US domestic policy caused other international problems. The 1990s were dominated by an obsession with law and order and toughness on crime. The immigration issue slotted neatly into that political mindset. One law passed in 1996, just weeks before a presidential election, allowed the government to deport legal permanent residents based on minor crimes they’d committed many years before. There was also more to the story of the US’s relationship with Central America. Because so many vulnerable people had entered the country in the 1980s, with large numbers of them settling in inner cities like South Central Los Angeles, some were targeted by local gangs and a vicious racial hierarchy on the streets. Some Salvadorans went on to form gangs of their own, in a kind of self-defence; their identities hardened in California state prisons, which are intensely segregated based on the race of inmates. By the mid 1990s, the US deported hundreds of these Americanized gang members to Central America at a time when the governments in the region were still reeling from years of civil war. Over time, these American gangs metastasized in El Salvador, Honduras, and Guatemala. In 2014, when tens of thousands of Central American families started showing up at the US southern border seeking asylum, they were fleeing gang violence. The asylum crisis in 2014 announced a problem at the border that lawmakers have still not been able to figure out.
What do you hope readers take away from your book in terms of understanding and addressing immigration issues?

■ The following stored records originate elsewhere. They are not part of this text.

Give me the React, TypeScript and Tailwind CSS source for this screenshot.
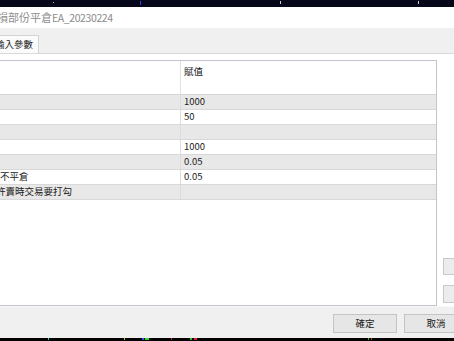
import React from "react";

const rows: { label: React.ReactNode; value: string }[] = [
  { label: "", value: "1000" },
  { label: "", value: "50" },
  { label: "", value: "" },
  { label: "", value: "1000" },
  { label: "", value: "0.05" },
  { label: <span>不平倉</span>, value: "0.05" },
  { label: <span className="-ml-[4px]">許賣時交易要打勾</span>, value: "" },
];

export default function App() {
  return (
    <div className="relative w-[454px] h-[341px] overflow-hidden bg-[#f0f0f0] font-['Noto_Sans_CJK_TC','Noto_Sans',sans-serif] text-[#1a1a1a] flex flex-col">
      {/* top dark strip */}
      <div className="relative h-[7px] bg-[#07071a] shrink-0">
        <span className="absolute left-[140px] top-[1px] w-[1px] h-[4px] bg-[#3b3bff]" />
        <span className="absolute left-[53px] top-[2px] w-[1px] h-[1px] bg-[#aaaaaa]" />
        <span className="absolute left-[280px] top-[1px] w-[1px] h-[3px] bg-[#cccccc]" />
        <span className="absolute left-[418px] top-[1px] w-[1px] h-[3px] bg-[#cccccc]" />
      </div>
      {/* title bar */}
      <div className="h-[21px] bg-white flex items-center shrink-0 overflow-hidden">
        <span className="-ml-[3px] text-[11px] leading-none text-[#8c8c8c] whitespace-nowrap">
          損部份平倉<span className="text-[10.5px] tracking-[-0.4px]">EA_20230224</span>
        </span>
      </div>
      {/* tab strip */}
      <div className="h-[25px] flex items-end shrink-0 overflow-hidden">
        <div className="h-[18px] w-[39px] bg-[#fbfbfb] border-r border-t border-[#d4d4d4] flex items-center overflow-hidden">
          <span className="-ml-[5px] text-[9.5px] leading-none whitespace-nowrap text-[#222]">輸入參數</span>
        </div>
      </div>
      {/* tab page */}
      <div className="h-[253px] bg-white border-t border-[#d9d9d9] flex shrink-0 overflow-hidden">
        <div className="mt-[6px] -ml-[2px] w-[439px] h-[246px] border border-[#c3c3cd] flex flex-col shrink-0">
          <div className="h-[34px] flex border-b border-[#d6d6d6] shrink-0">
            <div className="w-[182px] border-r border-[#e2e2e2]" />
            <div className="pl-[3px] pt-[4px] text-[9.5px] leading-[12px]">賦值</div>
          </div>
          {rows.map((r, i) => (
            <div
              key={i}
              className={`h-[15px] flex border-b border-[#d8d8d8] shrink-0 ${i % 2 === 0 ? "bg-[#e8e8e8]" : "bg-white"}`}
            >
              <div className="w-[182px] border-r border-[#dcdcdc] flex items-center pl-[1px] text-[9.5px] leading-none whitespace-nowrap overflow-hidden">
                {r.label}
              </div>
              <div className="flex items-center pl-[3px] text-[9.5px] leading-none">{r.value}</div>
            </div>
          ))}
          <div className="flex-1" />
        </div>
        <div className="ml-[6px] pt-[204px] flex flex-col gap-[10px]">
          <div className="w-[20px] h-[17px] bg-[#ececec] border border-[#c8c8c8]" />
          <div className="w-[20px] h-[18px] bg-[#ececec] border border-[#c8c8c8]" />
        </div>
      </div>
      {/* bottom buttons */}
      <div className="h-[32px] flex items-start pt-[7px] shrink-0 overflow-hidden border-t border-[#f8f8f8]">
        <div className="ml-[333px] w-[64px] h-[19px] bg-[#e6e6e6] border border-[#c4c4c4] flex items-center justify-center text-[9.5px] leading-none shrink-0">
          確定
        </div>
        <div className="ml-[7px] w-[64px] h-[19px] bg-[#e6e6e6] border border-[#c4c4c4] flex items-center justify-center text-[9.5px] leading-none shrink-0">
          取消
        </div>
      </div>
      {/* bottom strip */}
      <div className="relative h-[3px] bg-black shrink-0">
        <span className="absolute left-[48px] top-0 w-[1px] h-[2px] bg-[#2ec4c4]" />
        <span className="absolute left-[124px] top-0 w-[1px] h-[2px] bg-[#d8c020]" />
        <span className="absolute left-[142px] top-0 w-[2px] h-[2px] bg-[#3050ff]" />
        <span className="absolute left-[145px] top-0 w-[4px] h-[2px] bg-[#20e020]" />
        <span className="absolute left-[171px] top-0 w-[1px] h-[2px] bg-[#e02020]" />
        <span className="absolute left-[190px] top-0 w-[2px] h-[2px] bg-[#20c020]" />
        <span className="absolute left-[194px] top-0 w-[3px] h-[2px] bg-[#e02020]" />
        <span className="absolute left-[368px] top-0 w-[1px] h-[2px] bg-[#20c020]" />
        <span className="absolute left-[371px] top-0 w-[1px] h-[2px] bg-[#e02020]" />
      </div>
    </div>
  );
}
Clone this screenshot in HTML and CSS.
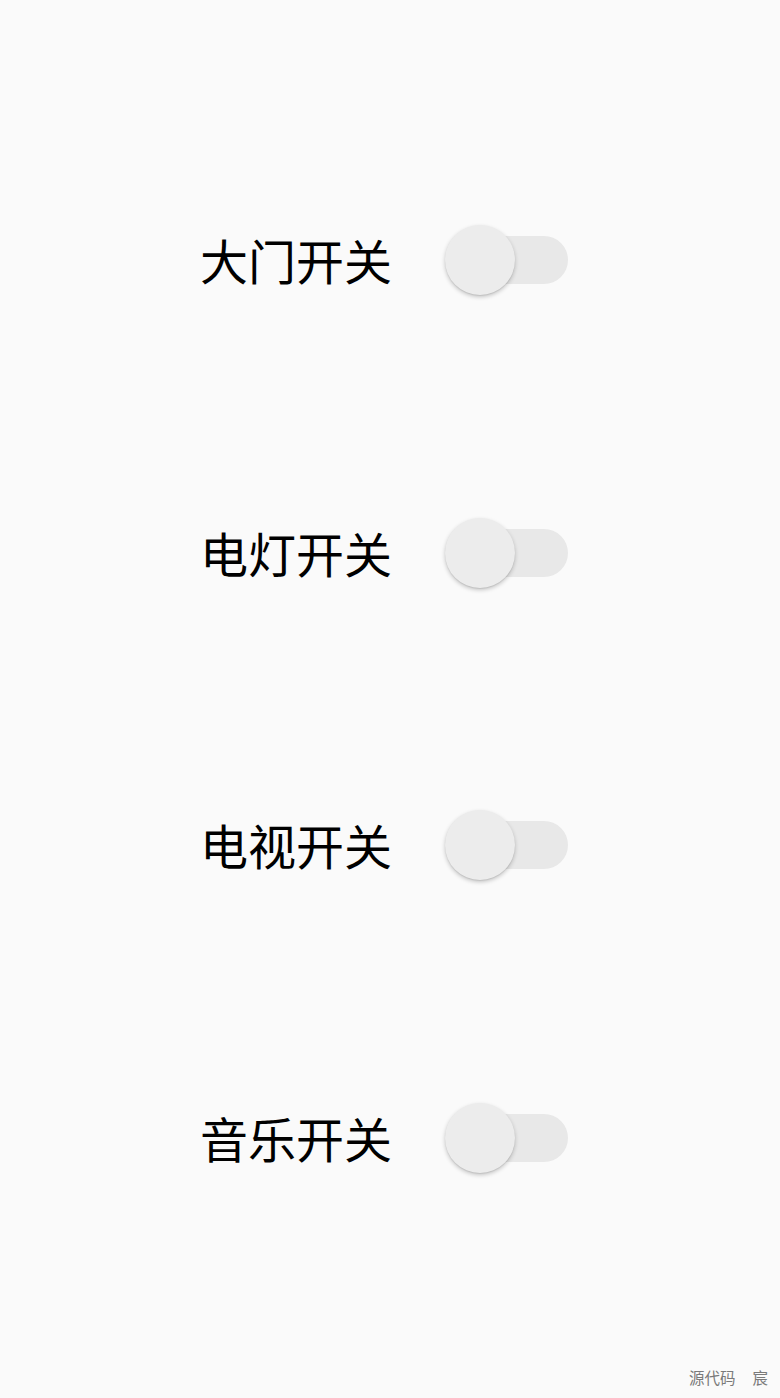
FILE: index.html
```html
<!DOCTYPE html>
<html lang="zh">
<head>
<meta charset="utf-8">
<link rel="stylesheet" href="styles.css">
</head>
<body>
<main class="list">
  <div class="row"><span class="label">大门开关</span><span class="switch"><span class="track"></span><span class="thumb"></span></span></div>
  <div class="row"><span class="label">电灯开关</span><span class="switch"><span class="track"></span><span class="thumb"></span></span></div>
  <div class="row"><span class="label">电视开关</span><span class="switch"><span class="track"></span><span class="thumb"></span></span></div>
  <div class="row"><span class="label">音乐开关</span><span class="switch"><span class="track"></span><span class="thumb"></span></span></div>
</main>
<div class="mark"><span>源代码</span><span>宸</span></div>
</body>
</html>
```
FILE: styles.css
```css
html, body {
  margin: 0;
  padding: 0;
}
body {
  width: 780px;
  height: 1398px;
  background: #fafafa;
  font-family: "Noto Sans CJK SC", "Noto Sans", sans-serif;
  position: relative;
  overflow: hidden;
}
.list {
  padding-top: 114px;
  display: flex;
  flex-direction: column;
}
.row {
  height: 292.5px;
  display: flex;
  align-items: center;
  padding-left: 200px;
}
.label {
  font-size: 48px;
  line-height: 1;
  color: #000;
  width: 192px;
  position: relative;
  top: -1px;
}
.switch {
  margin-left: 53px;
  width: 124px;
  height: 70px;
  display: flex;
  align-items: center;
  position: relative;
}
.track {
  width: 122px;
  height: 48px;
  border-radius: 24px;
  background: #e8e8e8;
  margin-left: 1px;
}
.thumb {
  position: absolute;
  left: 0;
  top: 0;
  width: 70px;
  height: 70px;
  border-radius: 50%;
  background: #ececec;
  box-shadow: 0 2px 4px rgba(0,0,0,0.22), 0 1px 1px rgba(0,0,0,0.08);
}
.mark {
  position: absolute;
  right: 12px;
  bottom: 13px;
  font-size: 15.5px;
  color: #7a7a7a;
  line-height: 1;
  display: flex;
  gap: 17px;
}
```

My biggest hope is that someone might read through this book and attach actual people to all the narratives, slogans, and bromides they hear daily about the immigration issue more generally. I am convinced that a tipping point exists where exposure to the true human drama can overtake callous preconceptions. In recent years, in the US and abroad, there seems to be this idea, masquerading as a kind of pragmatism, that the only way to deal with insoluble policy dilemmas is to harden our hearts against those who are suffering. Not only do I think that’s a false choice; it also gets the policy backwards.